Entries with page source code
++++++

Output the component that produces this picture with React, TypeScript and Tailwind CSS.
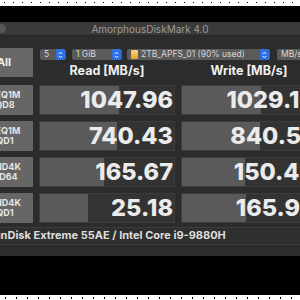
import React from "react";

const rows = [
  { l1: "SEQ1M", l2: "QD8", read: "1047.96", rb: 79, write: "1029.18", wb: 79 },
  { l1: "SEQ1M", l2: "QD1", read: "740.43", rb: 77, write: "840.57", wb: 78 },
  { l1: "RND4K", l2: "QD64", read: "165.67", rb: 64, write: "150.43", wb: 63 },
  { l1: "RND4K", l2: "QD1", read: "25.18", rb: 48, write: "165.92", wb: 64 },
];

function Stepper() {
  return (
    <div className="flex h-full w-[9px] items-center justify-center rounded-[2px] bg-[#2f6fe6]">
      <svg width="5" height="8" viewBox="0 0 5 8" fill="none" stroke="#fff" strokeWidth="1">
        <path d="M0.8 3 L2.5 1.2 L4.2 3" />
        <path d="M0.8 5 L2.5 6.8 L4.2 5" />
      </svg>
    </div>
  );
}

function Select({ width, children }: { width: string; children: React.ReactNode }) {
  return (
    <div className={`flex h-[11px] items-center justify-between rounded-[2px] bg-[#5a5a5a] pl-[4px] pr-[1px] ${width}`}>
      <div className="flex items-center gap-[3px] text-[8.5px] leading-none text-[#d6d6d6]">{children}</div>
      <Stepper />
    </div>
  );
}

function ValueBox({ value, bar }: { value: string; bar: number }) {
  return (
    <div className="relative h-[30px] w-[136px] overflow-hidden border border-[#3c3c3c] bg-[#333333]">
      <div className="absolute inset-y-0 left-0 bg-[#5a5a5a]" style={{ width: bar }} />
      <div className="relative flex h-full items-center justify-end pr-[1px] text-[23.5px] font-extrabold leading-none text-[#ebebeb]">
        {value}
      </div>
    </div>
  );
}

export default function App() {
  return (
    <div className="h-[300px] w-[300px] overflow-hidden bg-black font-['Inter',sans-serif]">
      <div className="h-[6px] bg-white bg-[radial-gradient(circle,#000_0.8px,transparent_1px)] bg-[length:9px_5px]" />
      <div className="h-[16px]" />

      <div className="-ml-[25px] w-[350px]">
        {/* title bar */}
        <div className="relative flex h-[14px] items-center justify-center border-b border-[#262626] bg-[#3a3a3a]">
          <div className="absolute left-[22px] top-[2px] h-[9px] w-[9px] rounded-full bg-[#565656]" />
          <span className="text-[10px] leading-none text-[#9c9c9c]">AmorphousDiskMark 4.0</span>
        </div>

        <div className="bg-[#2c2c2c] px-[6px] pb-[11px] pt-[12px]">
          {/* top section */}
          <div className="flex gap-[7px]">
            <div className="flex h-[29px] w-[52px] items-center justify-center bg-[#686868] pr-[6px] text-[11px] font-bold text-[#f0f0f0]">
              All
            </div>
            <div className="flex flex-col">
              <div className="mt-[1px] flex gap-[6px]">
                <Select width="w-[26px]">5</Select>
                <Select width="w-[50px]">1 GiB</Select>
                <div className="-ml-[1px] flex gap-[7px]">
                  <Select width="w-[143px]">
                    <span className="block h-[9px] w-[7px] rounded-[1px] bg-[linear-gradient(#f6d47a,#e9a320)]" />
                    2TB_APFS_01 (90% used)
                  </Select>
                  <Select width="w-[40px]">MB/s</Select>
                </div>
              </div>
              <div className="-ml-[1px] mt-[5px] grid grid-cols-[136px_136px] gap-[6px] text-[12.5px] font-bold leading-none text-[#f0f0f0]">
                <div className="text-center">Read [MB/s]</div>
                <div className="text-center">Write [MB/s]</div>
              </div>
            </div>
          </div>

          {/* results */}
          <div className="mt-[7px] flex flex-col gap-[6px]">
            {rows.map((r, i) => (
              <div key={i} className="flex gap-[6px]">
                <div className="flex h-[30px] w-[52px] flex-col items-center justify-center bg-[#666666] pr-[4px] text-[9px] font-bold leading-[10px] text-[#e4e4e4]">
                  <span>{r.l1}</span>
                  <span>{r.l2}</span>
                </div>
                <ValueBox value={r.read} bar={r.rb} />
                <ValueBox value={r.write} bar={r.wb} />
              </div>
            ))}
          </div>

          {/* footer */}
          <div className="mt-[4px] flex h-[18px] items-center border-y border-[#3c3c3c] bg-[#2f2f2f] pl-[6px] text-[11px] font-bold text-[#dedede]">
            SanDisk Extreme 55AE / Intel Core i9-9880H
          </div>
        </div>
      </div>

      <div className="h-[39px]" />
      <div className="h-[6px] bg-white bg-[radial-gradient(circle,#000_0.8px,transparent_1px)] bg-[length:11px_6px]" />
    </div>
  );
}
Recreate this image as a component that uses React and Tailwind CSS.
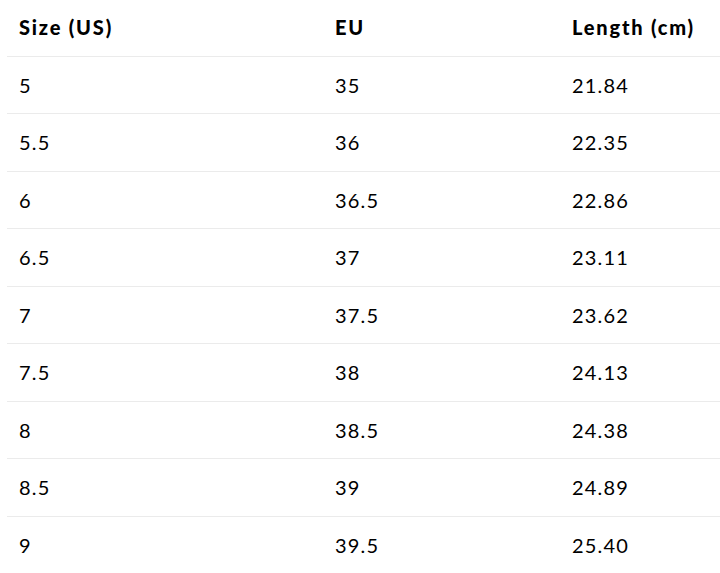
import React from 'react'

const rows = [
  ['5', '35', '21.84'],
  ['5.5', '36', '22.35'],
  ['6', '36.5', '22.86'],
  ['6.5', '37', '23.11'],
  ['7', '37.5', '23.62'],
  ['7.5', '38', '24.13'],
  ['8', '38.5', '24.38'],
  ['8.5', '39', '24.89'],
  ['9', '39.5', '25.40'],
]

export default function App() {
  return (
    <div className="bg-white w-[720px] h-[573px] overflow-hidden pl-[7px] text-black font-['Lato',sans-serif]">
      <div className="grid grid-cols-[316px_237px_1fr] h-[56.5px] items-center border-b border-[#ebebeb] text-[20px] font-black tracking-[0.09em] pb-[2px]">
        <div className="pl-3">Size (US)</div>
        <div className="pl-3">EU</div>
        <div className="pl-3">Length (cm)</div>
      </div>
      {rows.map((r, i) => (
        <div
          key={i}
          className="grid grid-cols-[316px_237px_1fr] h-[57.5px] items-center border-b border-[#ebebeb] text-[20px] tracking-[0.06em]"
        >
          {r.map((c, j) => (
            <div key={j} className="pl-3">{c}</div>
          ))}
        </div>
      ))}
    </div>
  )
}
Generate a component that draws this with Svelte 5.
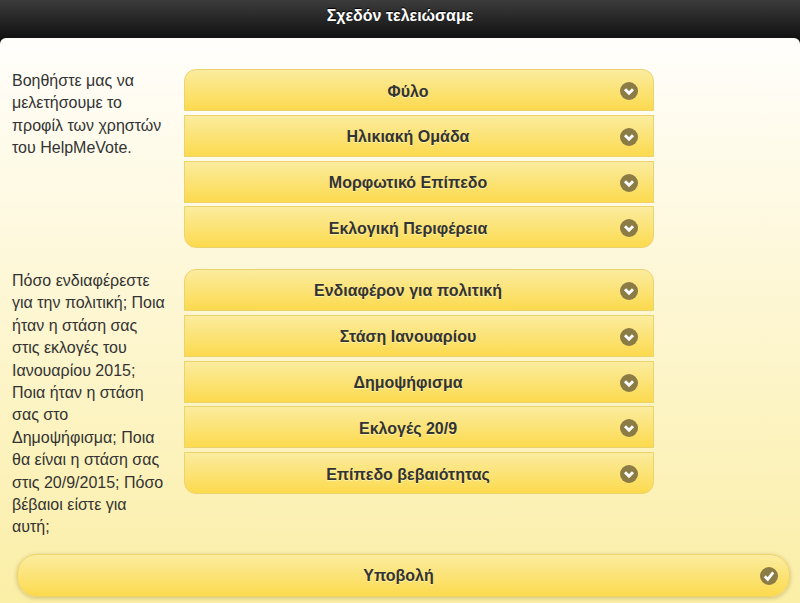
<script>
  const groups = [
    {
      text: "Βοηθήστε μας να μελετήσουμε το προφίλ των χρηστών του HelpMeVote.",
      fields: ["Φύλο", "Ηλικιακή Ομάδα", "Μορφωτικό Επίπεδο", "Εκλογική Περιφέρεια"],
    },
    {
      text: "Πόσο ενδιαφέρεστε για την πολιτική; Ποια ήταν η στάση σας στις εκλογές του Ιανουαρίου 2015; Ποια ήταν η στάση σας στο Δημοψήφισμα; Ποια θα είναι η στάση σας στις 20/9/2015; Πόσο βέβαιοι είστε για αυτή;",
      fields: ["Ενδιαφέρον για πολιτική", "Στάση Ιανουαρίου", "Δημοψήφισμα", "Εκλογές 20/9", "Επίπεδο βεβαιότητας"],
    },
  ];
</script>

<div class="page">
  <header class="bar">Σχεδόν τελειώσαμε</header>
  <main class="content">
    {#each groups as group}
      <section class="group">
        <p class="intro">{group.text}</p>
        <div class="fields">
          {#each group.fields as field}
            <button class="select" type="button">
              <span class="label">{field}</span>
              <svg class="icon" viewBox="0 0 18 18" aria-hidden="true">
                <circle cx="9" cy="9" r="9" fill="#8b7b45" />
                <path d="M5 7.2 9 11.2 13 7.2" fill="none" stroke="#fff" stroke-width="3" />
              </svg>
            </button>
          {/each}
        </div>
      </section>
    {/each}
    <button class="submit" type="button">
      <span class="label">Υποβολή</span>
      <svg class="icon" viewBox="0 0 18 18" aria-hidden="true">
        <circle cx="9" cy="9" r="9" fill="#8b7b45" />
        <path d="M4.8 9.2 7.8 12.4 13.2 5.4" fill="none" stroke="#fff" stroke-width="2.8" />
      </svg>
    </button>
  </main>
</div>

<style>
  :global(body) {
    margin: 0;
    background: #111;
  }

  .page {
    width: 800px;
    height: 603px;
    overflow: hidden;
    background: #111;
    font-family: "Liberation Sans", Arial, sans-serif;
    color: #333;
  }

  .bar {
    height: 38px;
    line-height: 31px;
    text-align: center;
    font-size: 16px;
    font-weight: 700;
    color: #fff;
    text-shadow: 0 -1px 1px #000;
    background: linear-gradient(#3c3c3c, #111);
  }

  .content {
    height: 565px;
    box-sizing: border-box;
    padding-top: 31px;
    border-radius: 6px 6px 0 0;
    background: linear-gradient(#fffefb, #fbeea6);
  }

  .group {
    display: flex;
    align-items: flex-start;
  }

  .group + .group {
    margin-top: 20.6px;
  }

  .intro {
    flex: none;
    width: 156px;
    margin: 0 16px 0 0;
    padding: 1px 0 0 12px;
    font-size: 16px;
    line-height: 22.4px;
  }

  .fields {
    width: 470px;
    display: flex;
    flex-direction: column;
    gap: 3.8px;
  }

  .select,
  .submit {
    position: relative;
    display: block;
    width: 100%;
    height: 42px;
    box-sizing: border-box;
    border: 1px solid #edd36e;
    background: linear-gradient(#fbec9f, #fcda4e);
    font: 700 16px/1 "Liberation Sans", Arial, sans-serif;
    color: #333;
    text-align: center;
    text-shadow: 0 1px 0 #fff3a8;
  }

  .select {
    padding: 3px 37px 0 15px;
  }

  .select:first-child {
    border-radius: 12px 12px 0 0;
  }

  .select:last-child {
    border-radius: 0 0 12px 12px;
  }

  .submit {
    width: 773px;
    height: 43px;
    margin: 15.2px 0 0 17px;
    padding: 0 40px 0 30px;
    border-radius: 20px;
    box-shadow: 0 1px 4px rgba(120, 100, 30, 0.35);
  }

  .icon {
    position: absolute;
    right: 15px;
    top: 12px;
    width: 18px;
    height: 18px;
  }

  .submit .icon {
    right: 11px;
  }
</style>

++++++

**Problem description**
Only the lines between the one with "Recreate this image" and the one with "import React from 'react'", those two included, get copied from the material above. Keep it exact and free of pictures.

**Answer to this exercise**
Recreate this image as a component that uses React and Tailwind CSS.
import React from 'react'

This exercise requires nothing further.